WHO has called on all countries to report high-quality data on AMR and antimicrobial use to GLASS by 2030. Experts stress this will require concerted action to improve data quality, expand geographic coverage, and foster greater sharing of surveillance findings between nations and regions. Only with comprehensive data can the world assess progress accurately and adjust strategies as needed.
The report’s digital companion—the GLASS dashboard—offers expanded content including global and regional summaries, country profiles based on unadjusted surveillance coverage and AMR data, and detailed information on antimicrobial use. These tools are expected to help decision-makers visualise trends quickly and identify problem areas with greater precision.
What underpins this mounting crisis? Researchers point to several interconnected factors: overuse and misuse of antibiotics in human medicine; widespread use of antibiotics in agriculture; poor infection prevention and control; inadequate sanitation; and gaps in public awareness about when antibiotics are truly needed.
A significant barrier is the lack of rapid diagnostic tools at the point of care. When clinicians cannot quickly distinguish between bacterial and viral infections or identify the resistance profile of a pathogen, they often prescribe broad-spectrum antibiotics as a precautionary measure. This practice gives resistant bacteria more opportunities to thrive.
Experts argue that innovation must play an integral role in reversing current trends. Next-generation antibiotics are urgently needed—yet few are under development due to scientific challenges and limited commercial incentives. Rapid molecular tests capable of identifying resistant pathogens at the bedside could transform clinical decision-making but remain out of reach for most healthcare facilities.
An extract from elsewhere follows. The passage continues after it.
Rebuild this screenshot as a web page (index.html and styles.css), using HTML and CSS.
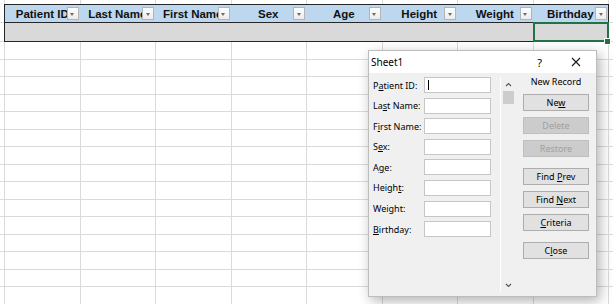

Vaccines also offer hope. By preventing bacterial infections outright, they reduce the need for antibiotics and help slow the emergence of resistance. The success of pneumococcal vaccines in reducing invasive disease caused by Streptococcus pneumoniae is a case in point.
Ultimately, the fight against antibiotic resistance demands coordinated action at every level—from global institutions down to local clinics. Strengthening laboratory systems so that every country can generate reliable surveillance data is fundamental. Scaling up interventions designed to combat AMR—such as infection prevention programmes, antimicrobial stewardship initiatives, and public education campaigns—will be essential.
Healthcare workers need training in appropriate prescribing practices; patients must be empowered with accurate information; policymakers must support research into new diagnostics and treatments; manufacturers should ensure quality-assured medicines reach all who need them.
While progress has been made in building surveillance capacity globally, much work remains ahead. The stakes could hardly be higher—without effective antibiotics, routine surgeries become risky; cancer chemotherapy carries greater dangers; even minor injuries could turn deadly.
It is a sobering prospect but not an inevitable one. With determination and cooperation across sectors—human health, animal health, environment—the world can slow or even reverse the tide of antibiotic resistance. Doing so will require both immediate actions—using antibiotics prudently—and long-term investments in research, infrastructure, and education.
The WHO’s latest report is both a warning and a call to action. Antibiotic resistance is outpacing advances in medicine today but need not dictate tomorrow’s outcomes.
By strengthening systems to prevent, diagnose and treat infections—and by innovating to bring new antibiotics and diagnostics to market—the international community can protect families everywhere from the growing threat of untreatable infection.